* **Exercise**
Return all lines from the listing below in which the string "this" occurs.

* **Source data**

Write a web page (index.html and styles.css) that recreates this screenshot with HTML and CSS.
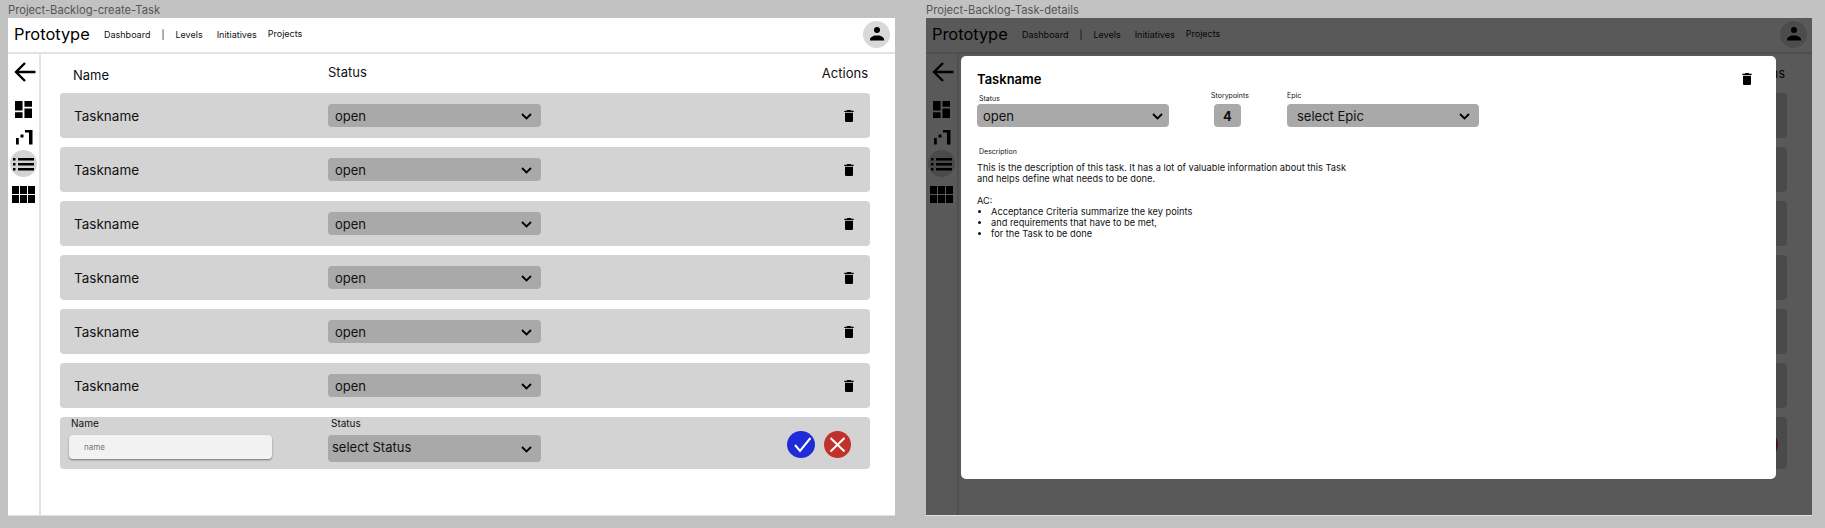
FILE: index.html
```html
<!DOCTYPE html>
<html lang="en">
<head>
    <meta charset="UTF-8">
    <meta name="viewport" content="width=device-width, initial-scale=1.0">
    <title>Project Backlog</title>
    <link rel="stylesheet" href="styles.css">
</head>
<body>
    <svg class="sprite" width="0" height="0">
        <symbol id="i-back" viewBox="0 0 22 22"><path d="M21.500 11H2M11 2l-9 9 9 9" fill="none" stroke="#000" stroke-width="2.400"/></symbol>
        <symbol id="i-dash" viewBox="3 3 18 18"><path d="M3 13h8V3H3v10zm0 8h8v-6H3v6zm10 0h8V11h-8v10zm0-18v6h8V3h-8z"/></symbol>
        <symbol id="i-levels" viewBox="0 0 18 16"><path d="M14 1h3.500v14.500H14zM10 1h4v2.500h-4zM5.500 5.500h3v3h-3zM1 9h2.800v6.500H1z"/></symbol>
        <symbol id="i-list" viewBox="0 0 21 14"><path d="M5 1h16v2.500H5zM5 6h16v2.500H5zM5 11h16v2.500H5zM0 1h2.500v2.500H0zM0 6h2.500v2.500H0zM0 11h2.500v2.500H0z"/></symbol>
        <symbol id="i-grid" viewBox="0 0 23 17"><path d="M0 0h7v8H0zM8 0h7v8H8zM16 0h7v8h-7zM0 9h7v8H0zM8 9h7v8H8zM16 9h7v8h-7z"/></symbol>
        <symbol id="i-trash" viewBox="0 0 24 24"><path d="M6 19c0 1.100.9 2 2 2h8c1.100 0 2-.9 2-2V7H6v12zM19 4h-3.500l-1-1h-5l-1 1H5v2h14V4z"/></symbol>
        <symbol id="i-chevron" viewBox="0 0 11 7"><path d="M1 1l4.500 4.500L10 1" fill="none" stroke="#000" stroke-width="1.800"/></symbol>
        <symbol id="i-person" viewBox="0 0 14 14"><circle cx="7" cy="3" r="3"/><path d="M0 13.500v-1.500c0-1.500 3-3 4.500-3.500h5c1.500.5 4.500 2 4.500 3.500v1.500z"/></symbol>
    </svg>

    <section class="screen">
        <p class="screen-title">Project-Backlog-create-Task</p>
        <div class="frame">
            <header class="topbar">
                <span class="brand">Prototype</span>
                <nav class="nav">
                    <a>Dashboard</a>
                    <a>|</a>
                    <a class="nav-wide">Levels</a>
                    <a>Initiatives</a>
                    <a class="nav-last">Projects</a>
                </nav>
                <span class="avatar"><svg class="icon-person"><use href="#i-person"/></svg></span>
            </header>
            <div class="app">
                <aside class="sidebar">
                    <svg class="icon-back"><use href="#i-back"/></svg>
                    <svg class="icon-dash"><use href="#i-dash"/></svg>
                    <svg class="icon-levels"><use href="#i-levels"/></svg>
                    <span class="side-active"><svg class="icon-list"><use href="#i-list"/></svg></span>
                    <svg class="icon-grid"><use href="#i-grid"/></svg>
                </aside>
                <main class="content">
                    <div class="table-head">
                        <span class="head-name">Name</span>
                        <span class="head-status">Status</span>
                        <span class="head-actions">Actions</span>
                    </div>
                    <div class="rows">
                        <div class="row"><span class="task">Taskname</span><div class="select"><span>open</span><svg class="icon-chevron"><use href="#i-chevron"/></svg></div><svg class="icon-trash"><use href="#i-trash"/></svg></div>
                        <div class="row"><span class="task">Taskname</span><div class="select"><span>open</span><svg class="icon-chevron"><use href="#i-chevron"/></svg></div><svg class="icon-trash"><use href="#i-trash"/></svg></div>
                        <div class="row"><span class="task">Taskname</span><div class="select"><span>open</span><svg class="icon-chevron"><use href="#i-chevron"/></svg></div><svg class="icon-trash"><use href="#i-trash"/></svg></div>
                        <div class="row"><span class="task">Taskname</span><div class="select"><span>open</span><svg class="icon-chevron"><use href="#i-chevron"/></svg></div><svg class="icon-trash"><use href="#i-trash"/></svg></div>
                        <div class="row"><span class="task">Taskname</span><div class="select"><span>open</span><svg class="icon-chevron"><use href="#i-chevron"/></svg></div><svg class="icon-trash"><use href="#i-trash"/></svg></div>
                        <div class="row"><span class="task">Taskname</span><div class="select"><span>open</span><svg class="icon-chevron"><use href="#i-chevron"/></svg></div><svg class="icon-trash"><use href="#i-trash"/></svg></div>
                        <div class="row-new">
                            <div class="field-name">
                                <label>Name</label>
                                <div class="input">name</div>
                            </div>
                            <div class="field-status">
                                <label>Status</label>
                                <div class="select select-tall"><span>select Status</span><svg class="icon-chevron"><use href="#i-chevron"/></svg></div>
                            </div>
                            <div class="new-actions">
                                <span class="btn-ok"><svg viewBox="0 0 28 27"><path d="M8 14l5 6L23.500 7" fill="none" stroke="#fff" stroke-width="2"/></svg></span>
                                <span class="btn-cancel"><svg viewBox="0 0 27 27"><path d="M6.500 7l14 13.500M20.500 7l-14 13.500" fill="none" stroke="#fff" stroke-width="2"/></svg></span>
                            </div>
                        </div>
                    </div>
                </main>
            </div>
        </div>
    </section>

    <section class="screen screen-details">
        <p class="screen-title">Project-Backlog-Task-details</p>
        <div class="frame">
            <header class="topbar">
                <span class="brand">Prototype</span>
                <nav class="nav">
                    <a>Dashboard</a>
                    <a>|</a>
                    <a class="nav-wide">Levels</a>
                    <a>Initiatives</a>
                    <a class="nav-last">Projects</a>
                </nav>
                <span class="avatar"><svg class="icon-person"><use href="#i-person"/></svg></span>
            </header>
            <div class="app">
                <aside class="sidebar">
                    <svg class="icon-back"><use href="#i-back"/></svg>
                    <svg class="icon-dash"><use href="#i-dash"/></svg>
                    <svg class="icon-levels"><use href="#i-levels"/></svg>
                    <span class="side-active"><svg class="icon-list"><use href="#i-list"/></svg></span>
                    <svg class="icon-grid"><use href="#i-grid"/></svg>
                </aside>
                <main class="content">
                    <div class="table-head">
                        <span class="head-name">Name</span>
                        <span class="head-status">Status</span>
                        <span class="head-actions">Actions</span>
                    </div>
                    <div class="rows">
                        <div class="row"></div>
                        <div class="row"></div>
                        <div class="row"></div>
                        <div class="row"></div>
                        <div class="row"></div>
                        <div class="row"></div>
                        <div class="row-new">
                            <div class="new-actions new-actions-wide">
                                <span class="btn-cancel"></span>
                            </div>
                        </div>
                    </div>
                </main>
            </div>
            <div class="overlay"></div>
            <div class="modal">
                <div class="modal-head">
                    <h2>Taskname</h2>
                    <svg class="icon-trash"><use href="#i-trash"/></svg>
                </div>
                <div class="modal-fields">
                    <div class="modal-status">
                        <label>Status</label>
                        <div class="select select-modal"><span>open</span><svg class="icon-chevron"><use href="#i-chevron"/></svg></div>
                    </div>
                    <div class="modal-points">
                        <label>Storypoints</label>
                        <div class="points">4</div>
                    </div>
                    <div class="modal-epic">
                        <label>Epic</label>
                        <div class="select select-epic"><span>select Epic</span><svg class="icon-chevron"><use href="#i-chevron"/></svg></div>
                    </div>
                </div>
                <div class="description">
                    <label>Description</label>
                    <p>This is the description of this task. It has a lot of valuable information about this Task<br>and helps define what needs to be done.</p>
                    <p class="ac-title">AC:</p>
                    <ul>
                        <li>Acceptance Criteria summarize the key points</li>
                        <li>and requirements that have to be met,</li>
                        <li>for the Task to be done</li>
                    </ul>
                </div>
            </div>
        </div>
    </section>
</body>
</html>
```

FILE: styles.css
```css
* {
    box-sizing: border-box;
}
body {
    margin: 0;
    height: 528px;
    overflow: hidden;
    display: flex;
    gap: 31px;
    padding: 0 13px 0 8px;
    background-color: #c2c2c2;
    font-family: Inter, sans-serif;
    color: #000;
}
.sprite {
    position: absolute;
}
.screen {
    width: 887px;
    flex: none;
}
.screen-details {
    width: 886px;
}
.screen-title {
    margin: 0;
    height: 18px;
    padding-top: 3px;
    font-size: 11.2px;
    line-height: 14px;
    color: #555;
}
.frame {
    position: relative;
    height: 498px;
    background: #fff;
    border-bottom: 1px solid #e0e0e0;
    overflow: hidden;
}
.topbar {
    display: flex;
    align-items: center;
    height: 36px;
    padding: 0 5px 2px 6px;
    border-bottom: 2px solid #e3e3e3;
}
.brand {
    font-size: 16.4px;
    width: 90px;
}
.nav {
    display: flex;
    flex: 1;
    margin-top: 1px;
    font-size: 9px;
    color: #111;
}
.nav a {
    margin-right: 11px;
}
.nav .nav-wide {
    margin-right: 14px;
}
.nav .nav-last {
    margin-top: -1px;
}
.avatar {
    display: flex;
    align-items: center;
    justify-content: center;
    width: 27px;
    height: 27px;
    border-radius: 50%;
    background: #d9d9d9;
}
.icon-person {
    width: 14px;
    height: 14px;
    margin-top: -1px;
}
.app {
    display: flex;
    height: 461px;
}
.sidebar {
    width: 33px;
    flex: none;
    display: flex;
    flex-direction: column;
    align-items: center;
    border-right: 2px solid #e3e3e3;
    padding-top: 7px;
}
.sidebar svg {
    display: block;
    flex: none;
}
.icon-back {
    width: 22px;
    height: 22px;
    margin-left: 2px;
}
.icon-dash {
    width: 17px;
    height: 17px;
    margin-top: 18px;
}
.icon-levels {
    width: 18px;
    height: 16px;
    margin-top: 11px;
}
.side-active {
    display: flex;
    align-items: center;
    justify-content: center;
    width: 27px;
    height: 27px;
    flex: none;
    margin-top: 5px;
    border-radius: 50%;
    background: #d3d3d3;
}
.icon-list {
    width: 21px;
    height: 14px;
}
.icon-grid {
    width: 23px;
    height: 17px;
    margin-top: 9px;
}
.content {
    flex: 1;
    padding: 0 25px 0 19px;
}
.table-head {
    position: relative;
    height: 39px;
    font-size: 13px;
    color: #111;
}
.table-head span {
    position: absolute;
}
.head-name {
    left: 13px;
    top: 13px;
}
.head-status {
    left: 268px;
    top: 10px;
}
.head-actions {
    right: 2px;
    top: 11px;
}
.rows {
    display: flex;
    flex-direction: column;
    gap: 9px;
}
.row {
    display: flex;
    align-items: center;
    height: 45px;
    padding: 0 13px 0 14px;
    background: #d3d3d3;
    border-radius: 4px;
}
.task {
    width: 254px;
    font-size: 13.5px;
    color: #111;
}
.select {
    display: flex;
    align-items: center;
    justify-content: space-between;
    width: 213px;
    height: 23px;
    padding: 0 9px 0 7px;
    background: #a9a9a9;
    border-radius: 4px;
    font-size: 13px;
    color: #111;
}
.icon-chevron {
    width: 11px;
    height: 7px;
    margin-top: 2px;
}
.icon-trash {
    width: 16px;
    height: 16px;
    margin-left: auto;
}
.row-new {
    position: relative;
    display: flex;
    height: 52px;
    background: #d3d3d3;
    border-radius: 4px;
}
.row-new label {
    display: block;
    font-size: 10px;
    line-height: 12px;
    color: #111;
}
.field-name {
    width: 268px;
    padding-left: 9px;
}
.field-name label {
    margin-left: 2px;
}
.input {
    width: 203px;
    height: 24px;
    margin-top: 6px;
    padding-left: 15px;
    background: #f2f2f2;
    border-radius: 4px;
    box-shadow: 0 1px 2px rgba(0, 0, 0, 0.45);
    font-size: 8px;
    line-height: 24px;
    color: #777;
}
.field-status label {
    margin-left: 3px;
    margin-bottom: 6px;
}
.select-tall {
    height: 27px;
    padding-left: 4px;
}
.select-tall span {
    margin-top: -3px;
}
.new-actions {
    position: absolute;
    right: 19px;
    top: 14px;
    display: flex;
    align-items: center;
    gap: 9px;
}
.new-actions svg {
    display: block;
}
.new-actions-wide {
    right: 9px;
}
.btn-ok {
    width: 28px;
    height: 27px;
    border-radius: 50%;
    background: #1f2bd9;
}
.btn-cancel {
    width: 27px;
    height: 27px;
    border-radius: 50%;
    background: #c0322b;
}
.overlay {
    position: absolute;
    top: 0;
    left: 0;
    right: 0;
    bottom: 0;
    background: rgba(0, 0, 0, 0.65);
}
.modal {
    position: absolute;
    left: 35px;
    top: 38px;
    width: 815px;
    height: 423px;
    padding: 13px 21px 0 16px;
    background: #fff;
    border-radius: 5px;
    color: #111;
}
.modal-head {
    display: flex;
    align-items: center;
    height: 20px;
    margin-bottom: 2px;
}
.modal-head h2 {
    margin: 0;
    font-size: 13px;
    font-weight: 600;
    color: #000;
}
.modal-fields {
    display: flex;
    height: 37px;
}
.modal label {
    display: block;
    font-size: 7px;
    line-height: 9px;
}
.modal-status {
    width: 234px;
    padding-top: 3px;
}
.modal-status label {
    margin: 0 0 1px 2px;
}
.select-modal {
    width: 192px;
    padding: 0 6px;
}
.modal-points {
    width: 76px;
}
.points {
    display: flex;
    align-items: center;
    justify-content: center;
    width: 27px;
    height: 23px;
    margin: 4px 0 0 3px;
    background: #a9a9a9;
    border-radius: 4px;
    font-size: 13px;
    font-weight: 700;
}
.modal-epic label {
    margin-bottom: 4px;
}
.select-epic {
    width: 192px;
    padding: 0 9px 0 10px;
}
.description {
    margin-top: 19px;
}
.modal .description label {
    margin: 0 0 6px 2px;
}
.description p {
    margin: 0;
    font-size: 9.25px;
    line-height: 11px;
}
.description .ac-title {
    margin-top: 11px;
}
.description ul {
    margin: 0;
    padding-left: 14px;
    font-size: 9.25px;
    line-height: 11px;
}
```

* **Written solution**
Write a web page (index.html and styles.css) that recreates this screenshot with HTML and CSS.
                    <p>This is the description of this task. It has a lot of valuable information about this Task<br>and helps define what needs to be done.</p>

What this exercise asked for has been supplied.